For his senior year (2002–2003), Bonine transferred to the University of Nevada, Reno where he went 5–6 with a 5.84 ERA. Following graduation, the San Diego Padres drafted Bonine in the 23rd round; 671st overall. This time Bonine signed and was assigned to the Single-A Eugene Emeralds.

Minor leagues

San Diego Padres (first stint)
Bonine made 31 appearances with Eugene in a relief role, going 1–2 with a 3.78 ERA and 12 saves. At the end of the season, Bonine was named to the Northwest League's All-Star team. For 2004, the Padres sent Bonine to the Single-A Fort Wayne Wizards, where he posted a 1.98 ERA over five starts before being promoted to the Single-A Lake Elsinore Storm. There he started 21 games with mixed results: a 5–10 record and an ERA over 5. Returning to the Storm for the 2005 season, Bonine went 5–6 with an ERA of 6.47, but pitched a gem in the post-season: a 4–1 win over the San Jose Giants in which he threw 8 innings. The Padres assigned Bonine to the Triple-A Portland Beavers, where he made one appearance. In December 2005, the Detroit Tigers selected Bonine in the Rule 5 draft and he was sent to the Single-A Lakeland Tigers.

Detroit Tigers
Bonine spent the 2006 season in Lakeland where he pitched both as starter and reliever. Over the course of 42 appearances he amassed a 4–5 record, plus one save, with an ERA of 3.90. Pleased, the Tigers promoted Bonine to the Double-A Erie SeaWolves for the 2007 season, where he posted a 14–5 record with a 3.90 ERA. His walks-per-9 innings average (1.34) led the Eastern League. For the 2008 season, the Tigers promoted Bonine to the Triple-A Toledo Mud Hens, where got off to a 9–2 start before being called up to the majors to replace struggling pitcher Dontrelle Willis and made his major league debut on June 14, 2008, against the Los Angeles Dodgers. The Tigers optioned Bonine back to Erie after a July 9, 2008, start against the Cleveland Indians.

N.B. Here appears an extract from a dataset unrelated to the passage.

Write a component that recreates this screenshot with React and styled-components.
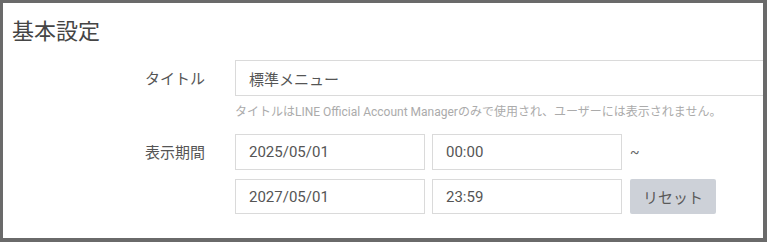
import React from "react";
import styled, { createGlobalStyle } from "styled-components";

const Global = createGlobalStyle`
  html, body { margin: 0; padding: 0; background: #fff; }
  body { font-family: Roboto, "Noto Sans CJK JP", sans-serif; }
  * { box-sizing: border-box; }
`;

const Frame = styled.div`
  width: 767px;
  height: 242px;
  border-style: solid;
  border-color: #6a6a6a;
  border-width: 3px 4px 4px 3px;
  background: #fff;
  overflow: hidden;
`;

const Heading = styled.h2`
  margin: 11px 0 0 9px;
  font-size: 22px;
  line-height: 30px;
  font-weight: 400;
  color: #454545;
  font-family: "Noto Sans CJK JP", sans-serif;
`;

const Form = styled.div`
  margin-top: 16px;
  padding-left: 142px;
  display: flex;
  flex-direction: column;
  gap: 14px;
`;

const Row = styled.div`
  display: grid;
  grid-template-columns: 90px 1fr;
`;

const Label = styled.div`
  font-size: 15px;
  line-height: 36px;
  color: #555;
  font-family: "Noto Sans CJK JP", sans-serif;
`;

const Field = styled.div`
  display: flex;
  flex-direction: column;
  min-width: 0;
`;

const Input = styled.input`
  height: ${(p) => p.$h || "36px"};
  width: ${(p) => p.$w || "600px"};
  border: 1px solid #dadada;
  border-radius: 0;
  padding: 0 13px;
  font-family: Roboto, "Noto Sans CJK JP", sans-serif;
  font-size: 15px;
  color: #555;
  background: #fff;
  outline: none;
  flex: none;
`;

const Help = styled.div`
  margin-top: 8px;
  font-size: 12px;
  line-height: 16px;
  color: #ababab;
  white-space: nowrap;
`;

const Lines = styled.div`
  display: flex;
  flex-direction: column;
  gap: 9px;
`;

const Line = styled.div`
  display: flex;
  align-items: center;
  gap: 7px;
`;

const Tilde = styled.span`
  margin-left: 1px;
  font-size: 14px;
  color: #666;
`;

const ResetButton = styled.button`
  margin-left: 1px;
  width: 86px;
  height: 35px;
  border: none;
  border-radius: 2px;
  background: #cdd1d8;
  color: #5a5a5a;
  font-size: 15px;
  font-family: "Noto Sans CJK JP", sans-serif;
  padding: 0;
`;

export default function App() {
  return (
    <>
      <Global />
      <Frame>
        <Heading>基本設定</Heading>
        <Form>
          <Row>
            <Label>タイトル</Label>
            <Field>
              <Input readOnly value="標準メニュー" $w="560px" />
              <Help>
                タイトルはLINE Official Account Managerのみで使用され、ユーザーには表示されません。
              </Help>
            </Field>
          </Row>
          <Row>
            <Label>表示期間</Label>
            <Lines>
              <Line>
                <Input readOnly value="2025/05/01" $w="190px" />
                <Input readOnly value="00:00" $w="190px" />
                <Tilde>~</Tilde>
              </Line>
              <Line>
                <Input readOnly value="2027/05/01" $w="190px" $h="35px" />
                <Input readOnly value="23:59" $w="190px" $h="35px" />
                <ResetButton>リセット</ResetButton>
              </Line>
            </Lines>
          </Row>
        </Form>
      </Frame>
    </>
  );
}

Bonine started the 2009 with the Tigers, but was sent down to Mud Hens on April 27 to make room for Joel Zumaya, who returned from the disabled list. In four appearances Bonine posted a 9.00 ERA but did not earn a decision. In Toledo Bonine got off to a strong start, going 0–0 with a 1.88 ERA over his first four starts. At the end of the season, he filed for free agency.

Philadelphia Phillies

On November 12, 2010, Bonine signed a minor league deal with the Philadelphia Phillies.

Arizona Diamondbacks

On November 6, 2012, Bonine signed a minor league deal with the Arizona Diamondbacks. He was released on April 20, 2013.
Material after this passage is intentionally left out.